Body: Share the data points. Ask if others have measured. No link to the product.

Instagram carousel

10 slides. Slide 1: "4% vs 18%." Slides 2–9: visualize the data and the lesson. Slide 10: "Save this for your next outreach campaign."

Threads

One casual post: "Hot take: most AI outreach is worse than no AI. We have data." + screenshot.

YouTube Short

Founder talking head: "Here's why generic AI DMs are killing your reply rate, in 60 seconds." Show the data on-screen.

TikTok

Same script as the YT Short, slightly more casual energy.

One source. Eight versions. Each native. Total time: ~45 minutes once you've done it 3–4 times.

The Tools That Make This Reasonable

Doing this manually across 8 platforms is the kind of thing that sounds great in a Twitter thread and exhausting on day three. The leverage points are:

  • One scheduler that supports all 8 platforms. OneUp Today's publishing covers Reddit, X, LinkedIn, Instagram, Facebook, TikTok, YouTube, and Threads from one composer.
  • AI that adapts your source per platform. Paste your source once, get platform-native drafts. Edit; don't accept blind.
  • Reusable templates for the structures above. Build a personal library so you're not designing the wheel every time.
  • Smart scheduling that picks per-platform timing. Don't post all 8 simultaneously, see our automation guide.

What Not to Repurpose

Some content shouldn't be cross-posted at all:

  • Hot takes that work on X but read as unprofessional on LinkedIn.
  • Long-form thinking that needs 1,500 words, distill to one platform, link to the full piece.
  • Anything you'd be uncomfortable defending publicly.

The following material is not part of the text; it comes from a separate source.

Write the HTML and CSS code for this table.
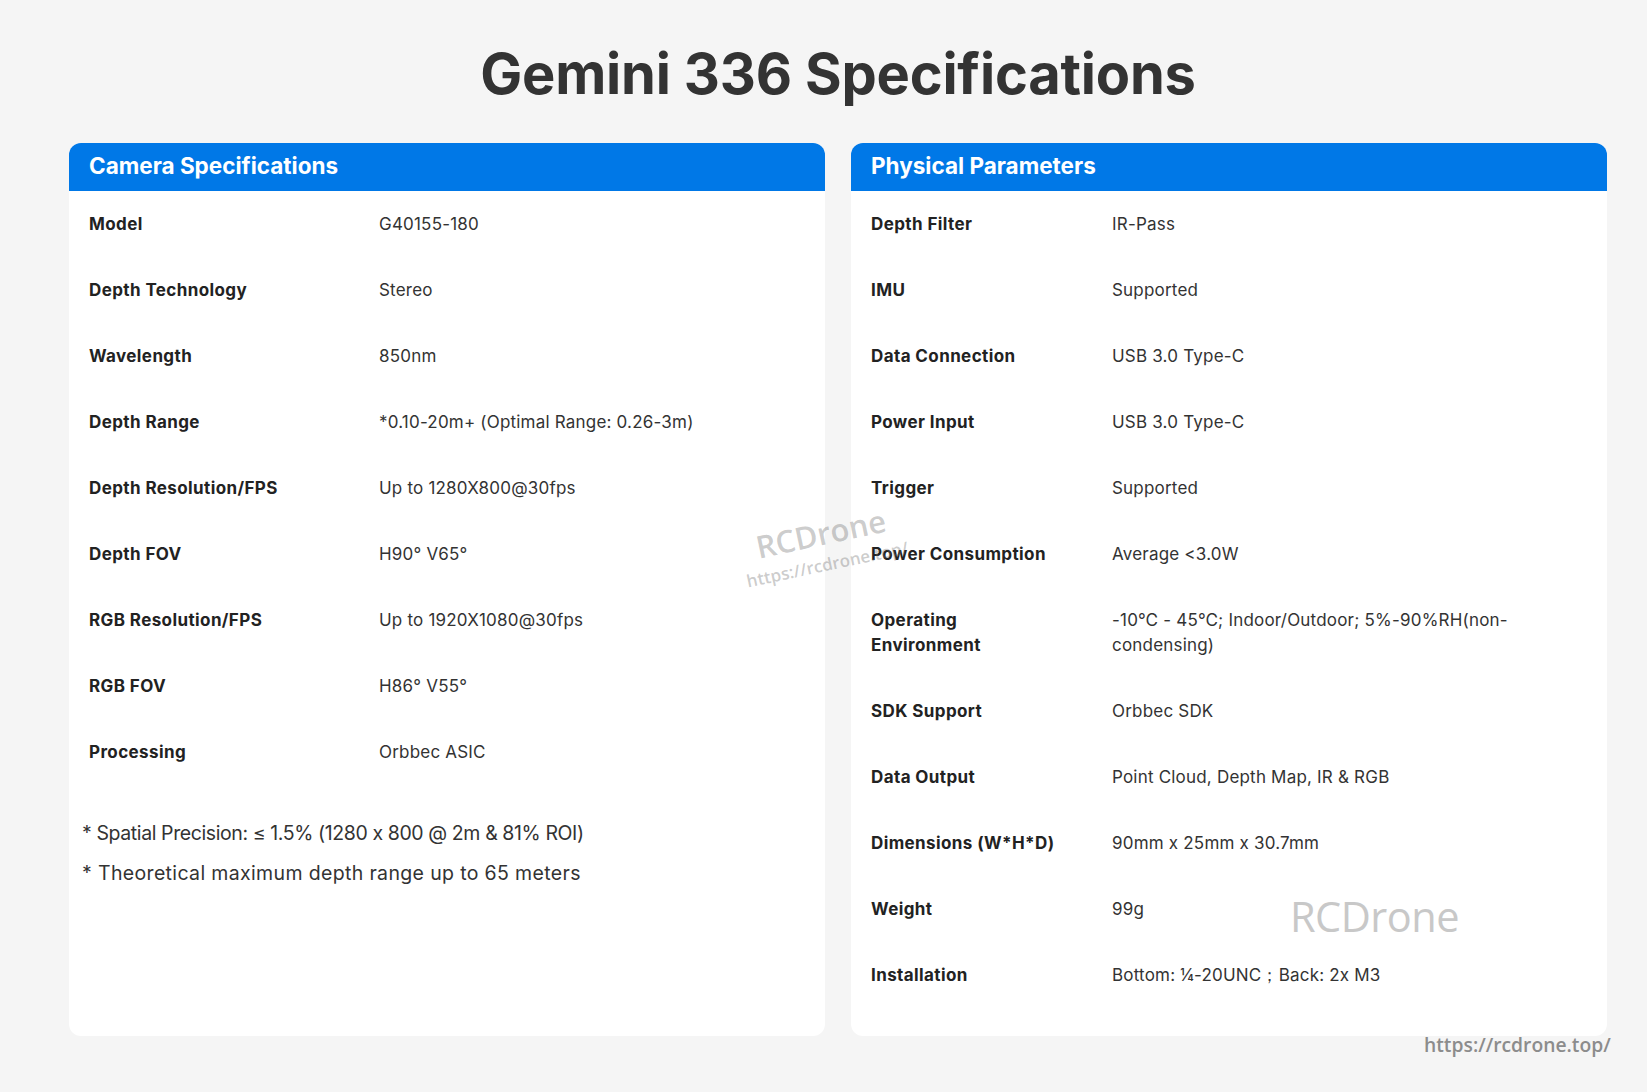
FILE: index.html
```html
<!DOCTYPE html>
<html lang="en">
<head>
<meta charset="utf-8">
<title>Gemini 336 Specifications</title>
<link rel="stylesheet" href="styles.css">
</head>
<body>
<div class="page">
  <h1 class="title">Gemini 336 Specifications</h1>
  <div class="cards">
    <section class="card card-camera">
      <h2 class="card-head">Camera Specifications</h2>
      <div class="spec">
        <div class="row"><div class="label">Model</div><div class="value">G40155-180</div></div>
        <div class="row"><div class="label">Depth Technology</div><div class="value">Stereo</div></div>
        <div class="row"><div class="label">Wavelength</div><div class="value">850nm</div></div>
        <div class="row"><div class="label">Depth Range</div><div class="value">*0.10-20m+ (Optimal Range: 0.26-3m)</div></div>
        <div class="row"><div class="label">Depth Resolution/FPS</div><div class="value">Up to 1280X800@30fps</div></div>
        <div class="row"><div class="label">Depth FOV</div><div class="value">H90° V65°</div></div>
        <div class="row"><div class="label">RGB Resolution/FPS</div><div class="value">Up to 1920X1080@30fps</div></div>
        <div class="row"><div class="label">RGB FOV</div><div class="value">H86° V55°</div></div>
        <div class="row"><div class="label">Processing</div><div class="value">Orbbec ASIC</div></div>
      </div>
      <div class="notes">
        <p class="note note-precision">* Spatial Precision: ≤ 1.5% (1280 x 800 @ 2m &amp; 81% ROI)</p>
        <p class="note note-range">* Theoretical maximum depth range up to 65 meters</p>
      </div>
    </section>
    <section class="card card-physical">
      <h2 class="card-head">Physical Parameters</h2>
      <div class="spec">
        <div class="row"><div class="label">Depth Filter</div><div class="value">IR-Pass</div></div>
        <div class="row"><div class="label">IMU</div><div class="value">Supported</div></div>
        <div class="row"><div class="label">Data Connection</div><div class="value">USB 3.0 Type-C</div></div>
        <div class="row"><div class="label">Power Input</div><div class="value">USB 3.0 Type-C</div></div>
        <div class="row"><div class="label">Trigger</div><div class="value">Supported</div></div>
        <div class="row"><div class="label">Power Consumption</div><div class="value">Average &lt;3.0W</div></div>
        <div class="row"><div class="label">Operating Environment</div><div class="value">-10℃ - 45℃; Indoor/Outdoor; 5%-90%RH(non-condensing)</div></div>
        <div class="row"><div class="label">SDK Support</div><div class="value">Orbbec SDK</div></div>
        <div class="row"><div class="label">Data Output</div><div class="value">Point Cloud, Depth Map, IR &amp; RGB</div></div>
        <div class="row"><div class="label">Dimensions (W*H*D)</div><div class="value">90mm x 25mm x 30.7mm</div></div>
        <div class="row"><div class="label">Weight</div><div class="value">99g</div></div>
        <div class="row"><div class="label">Installation</div><div class="value">Bottom: ¼-20UNC；Back: 2x M3</div></div>
      </div>
    </section>
  </div>
  <div class="wm wm-tilt">
    <span class="wm-tilt-name">RCDrone</span>
    <span class="wm-tilt-url">https://rcdrone.top/</span>
  </div>
  <div class="wm wm-name">RCDrone</div>
  <div class="wm wm-url">https://rcdrone.top/</div>
</div>
</body>
</html>
```
FILE: styles.css
```css
* { box-sizing: border-box; }
html, body { margin: 0; padding: 0; }
body {
  background: #f5f5f5;
  font-family: "Inter", "Open Sans", "DejaVu Sans", sans-serif;
  font-feature-settings: "calt" 0;
  color: #333;
  width: 1647px;
  height: 1092px;
  overflow: hidden;
}
.page {
  position: relative;
  height: 1092px;
  padding: 40px 40px 0 69px;
}
.title {
  margin: 0;
  text-align: center;
  font-size: 56px;
  line-height: 68px;
  font-weight: 700;
  color: #333;
  letter-spacing: -0.2px;
}
.cards {
  display: grid;
  grid-template-columns: 756px 756px;
  gap: 26px;
  margin-top: 35px;
}
.card {
  background: #fff;
  border-radius: 12px;
  overflow: hidden;
  height: 893px;
}
.card-head {
  margin: 0;
  height: 48px;
  display: flex;
  align-items: center;
  padding: 0 20px 3px;
  background: #0078e7;
  color: #fff;
  font-size: 22.5px;
  font-weight: 700;
}
.spec { display: flex; flex-direction: column; }
.row {
  display: grid;
  padding: 20.5px 20px;
  line-height: 25px;
  font-size: 17px;
}
.card-camera .row { grid-template-columns: 290px 1fr; }
.card-physical .row { grid-template-columns: 241px 1fr; }
.label { font-weight: 700; color: #222; padding-right: 20px; letter-spacing: 0.4px; }
.card-physical .label { padding-right: 44px; }
.value { font-weight: 400; color: #333; letter-spacing: 0.2px; }
.card-physical .value { max-width: 460px; }
.notes { padding: 28px 13px 0; }
.note {
  margin: 0;
  font-size: 19.5px;
  line-height: 40px;
  color: #333;
}
.note-precision { letter-spacing: -0.4px; }
.note-range { letter-spacing: 0.35px; }
.wm { position: absolute; font-family: "Open Sans", sans-serif; pointer-events: none; }
.wm-tilt {
  left: 741px;
  top: 516px;
  display: flex;
  flex-direction: column;
  align-items: center;
  transform: rotate(-12deg);
  color: rgba(110,110,110,0.36);
}
.wm-tilt-name { font-size: 31px; line-height: 34px; font-weight: 600; }
.wm-tilt-url { font-size: 17px; line-height: 20px; font-weight: 600; margin-top: 5px; }
.wm-name {
  left: 1290px;
  top: 890px;
  font-size: 41.5px;
  line-height: 52px;
  color: #c8c8c8;
  letter-spacing: -0.5px;
}
.wm-url {
  left: 1424px;
  top: 1032px;
  font-size: 19.3px;
  line-height: 26px;
  font-weight: 600;
  color: #8c8c8c;
}
```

Cross-posting amplifies risk.
  • Anything platform-specific (an X drama post, a LinkedIn poll) that makes no sense outside its origin.

The Bottom Line

The goal of repurposing isn't volume, it's giving the same idea a fair shot at finding the audience it deserves on each platform. Done well, you spend the same amount of writing time and reach 5–10x more people. Done badly (verbatim cross-posting), you train each platform's algorithm to bury you.

One source. Three things extracted. Eight native shapes. Forty-five minutes once you have the muscle. That's the whole game.